Desde luego y dentro del cuadro urbano, esos jóvenes no incluyen a quienes se sitúan en la trayectoria obligada de las clases pudientes, con arreglo a la secuencia "educación-carrera-instalación en uno de los alvéolos previstos", y aún menos a los que provienen de medios políticos proletarios o pequeñoburgueses de definición socialista: grosso modo, la derecha y la izquierda urbanas se encauzan a sus nuevas filas en una disciplina por lo menos exterior que no amenaza las murallas de la ciudad.
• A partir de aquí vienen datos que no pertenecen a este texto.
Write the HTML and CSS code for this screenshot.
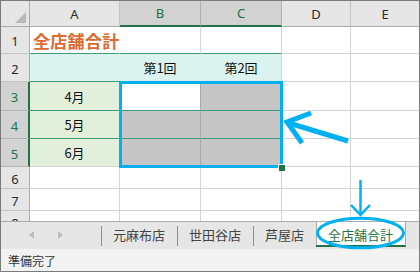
FILE: index.html
```html
<!DOCTYPE html>
<html lang="ja">
<head>
<meta charset="utf-8">
<title>Excel</title>
<link rel="stylesheet" href="styles.css">
</head>
<body>
<div class="frame">
  <div class="sheet">
    <div class="grid">
      <div class="hd corner"><span class="tri"></span></div>
      <div class="hd col">A</div>
      <div class="hd col sel">B</div>
      <div class="hd col sel">C</div>
      <div class="hd col">D</div>
      <div class="hd col last">E</div>

      <div class="hd row">1</div>
      <div class="c title t-bottom no-right">全店舗合計</div>
      <div class="c t-bottom"></div>
      <div class="c t-bottom"></div>
      <div class="c"></div>
      <div class="c last"></div>

      <div class="hd row">2</div>
      <div class="c cyan t-bottom no-right"></div>
      <div class="c cyan t-bottom no-right ctr">第1回</div>
      <div class="c cyan t-bottom ctr">第2回</div>
      <div class="c"></div>
      <div class="c last"></div>

      <div class="hd row sel">3</div>
      <div class="c green t-bottom ctr">4月</div>
      <div class="c t-bottom dark-right"></div>
      <div class="c shade t-bottom"></div>
      <div class="c"></div>
      <div class="c last"></div>

      <div class="hd row sel">4</div>
      <div class="c green t-bottom ctr">5月</div>
      <div class="c shade t-bottom dark-right"></div>
      <div class="c shade t-bottom"></div>
      <div class="c"></div>
      <div class="c last"></div>

      <div class="hd row sel">5</div>
      <div class="c green ctr">6月</div>
      <div class="c shade dark-right"></div>
      <div class="c shade"></div>
      <div class="c"></div>
      <div class="c last"></div>

      <div class="hd row">6</div>
      <div class="c"></div><div class="c"></div><div class="c"></div><div class="c"></div><div class="c last"></div>

      <div class="hd row">7</div>
      <div class="c"></div><div class="c"></div><div class="c"></div><div class="c"></div><div class="c last"></div>

      <div class="hd row">8</div>
      <div class="c"></div><div class="c"></div><div class="c"></div><div class="c"></div><div class="c last"></div>
    </div>
    <div class="selection"></div>
    <div class="fill-handle"></div>
  </div>

  <div class="tabbar">
    <div class="nav">
      <span class="arrow-l"></span>
      <span class="arrow-r"></span>
    </div>
    <div class="tab">元麻布店</div>
    <div class="tab">世田谷店</div>
    <div class="tab">芦屋店</div>
    <div class="tab active">全店舗合計</div>
  </div>

  <div class="status">準備完了</div>

  <svg class="annot" width="420" height="272" viewBox="0 0 420 272">
    <g fill="none" stroke="#00b0f0">
      <path d="M348 141 L287 122.5" stroke-width="5"/>
      <path d="M311 113 L287 122 L302 143" stroke-width="5" stroke-linejoin="miter"/>
      <path d="M360.5 180 L360.5 214" stroke-width="2.5"/>
      <path d="M351 205 L360.5 215 L370 205" stroke-width="2.5"/>
      <ellipse cx="360.5" cy="233" rx="43" ry="14.8" stroke-width="3"/>
    </g>
  </svg>
</div>
</body>
</html>
```

FILE: styles.css
```css
* { box-sizing: border-box; }

html, body {
  margin: 0;
  padding: 0;
  background: #ffffff;
}

.frame {
  position: relative;
  width: 420px;
  height: 272px;
  border: 1px solid #7b7b7b;
  overflow: hidden;
  font-family: "Noto Sans", "Noto Sans CJK JP", sans-serif;
  color: #222222;
  display: flex;
  flex-direction: column;
}

.sheet {
  position: relative;
  height: 220px;
  overflow: hidden;
  background: #ffffff;
  flex: none;
}

.grid {
  display: grid;
  grid-template-columns: 29px 90px 81px 81px 69px 68px;
  grid-template-rows: 26px 27px 28px 29px 28px 28px 22px 22px 22px;
}

.hd {
  background: #e6e6e6;
  font-size: 13px;
  color: #2a2a2a;
  display: flex;
  align-items: center;
  justify-content: center;
}

.hd.col {
  border-right: 1px solid #c4c4c4;
  border-bottom: 1px solid #ababab;
}

.hd.col.last { border-right: none; }

.hd.col.sel {
  background: #d2d2d2;
  color: #217346;
  border-bottom: 2px solid #217346;
  border-right-color: #b0b0b0;
}

.hd.corner {
  position: relative;
  border-right: 1px solid #ababab;
  border-bottom: 1px solid #ababab;
}

.tri {
  position: absolute;
  right: 3px;
  bottom: 3px;
  width: 0;
  height: 0;
  border-left: 11px solid transparent;
  border-bottom: 11px solid #b9b9b9;
}

.hd.row {
  border-right: 1px solid #ababab;
  border-bottom: 1px solid #c6c6c6;
  padding-top: 2px;
}

.hd.row.sel {
  background: #d2d2d2;
  color: #217346;
  border-right: 2px solid #217346;
  border-bottom-color: #b4b4b4;
}

.c {
  border-right: 1px solid #d4d4d4;
  border-bottom: 1px solid #d4d4d4;
  font-family: "Noto Sans CJK JP", sans-serif;
  font-size: 13px;
  color: #111111;
  white-space: nowrap;
}

.c.last { border-right: none; }

.ctr {
  display: flex;
  align-items: center;
  justify-content: center;
}

.no-right { border-right-color: transparent; }

.t-bottom { border-bottom-color: #3a9a7a; }

.title {
  position: relative;
  z-index: 1;
  font-size: 17px;
  font-weight: bold;
  color: #dd6a2f;
  padding-left: 3px;
  display: flex;
  align-items: center;
  overflow: visible;
  letter-spacing: 0.3px;
}

.cyan { background: #dbf3ee; }

.green {
  background: #e2efda;
  border-right-color: transparent;
}

.shade { background: #c6c6c6; }

.dark-right { border-right-color: #a9a9a9; }

.selection {
  position: absolute;
  left: 118px;
  top: 80px;
  width: 164px;
  height: 87px;
  border: 3px solid #00b0f0;
  z-index: 2;
}

.fill-handle {
  position: absolute;
  left: 277px;
  top: 163px;
  width: 7px;
  height: 7px;
  background: #217346;
  border-left: 1px solid #ffffff;
  border-top: 1px solid #ffffff;
  z-index: 3;
}

.tabbar {
  flex: none;
  height: 28px;
  background: #e6e6e6;
  border-top: 1px solid #ababab;
  display: flex;
  align-items: stretch;
  font-family: "Noto Sans CJK JP", sans-serif;
  font-size: 13px;
  color: #444444;
}

.nav {
  width: 100px;
  position: relative;
}

.arrow-l, .arrow-r {
  position: absolute;
  top: 9px;
  width: 0;
  height: 0;
  border-top: 4px solid transparent;
  border-bottom: 4px solid transparent;
}

.arrow-l {
  left: 28px;
  border-right: 5px solid #bdbdbd;
}

.arrow-r {
  left: 57px;
  border-left: 5px solid #bdbdbd;
}

.tab {
  position: relative;
  padding: 0 12px;
  display: flex;
  align-items: center;
  height: 24px;
}

.tab::after {
  content: "";
  position: absolute;
  left: 0;
  top: 4px;
  bottom: 0;
  width: 1px;
  background: #8c8c8c;
}

.tab.active {
  background: #ffffff;
  color: #217346;
  height: 25px;
  border-bottom: 2px solid #217346;
  border-right: 1px solid #ababab;
  padding-top: 1px;
}

.tab.active::after {
  top: 0;
  background: #ababab;
}

.status {
  flex: none;
  height: 22px;
  background: #f2f2f2;
  font-family: "Noto Sans CJK JP", sans-serif;
  font-size: 12px;
  color: #333333;
  padding-left: 7px;
  display: flex;
  align-items: center;
}

.annot {
  position: absolute;
  left: -1px;
  top: -1px;
  z-index: 5;
  pointer-events: none;
}
```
Los otros, incapaces de reflexión política (lo que supone reflexión ética y una conducta coherente) actúan como lo que simplemente son: seres abandonados, frustrados, vegetando en un "antes" de cualquier cosa que puediera situarlos y esclarecerlos, en otros términos humanizarlos en el sentido de pertenencia (el famoso to belong británico).

De esos grupos que no "pertenecen" se nutre, está históricamente probado, la primera etapa del nazismo. Todo lo que supone desborde, venganza (per se, contra lo que no es pertenencia) tienen asegurado de antemano el concurso de lo que los bien pensantes llaman "la plebe". Llenar las vitrinas de la ciudad con transistores o motocicletas deslumbrantes es invitar a la primera piedra y al pillaje, contra eso la policía y en último término, a la hora de la sangre, los jueces y la pena de muerte. O bien el Hitler que los hará pasar de víctimas a verdugos, de humillados a "superhombres".

¿Qué alternativa ofrece por su parte la sociedad capitalista? El trabajo, el ahorro, la compra a crédito: un día tendrás la moto y el transistor, trabaja y espera. Pero los sábados por la noche no son favorables a la paciencia o a la sobriedad; el odio al más favorecido, el desprecio al semejante, el miedo al que golpea y encarcela o la ciega obediencia al "duro" y al demagogo. Hobbes debió formular su axioma en plural para mostrar inequívocamente la pérdida del individuo en esa manada, la pérdida del hombre en los lobos. El fascismo ya está ahí, espera su brazal y su consigna y su botín.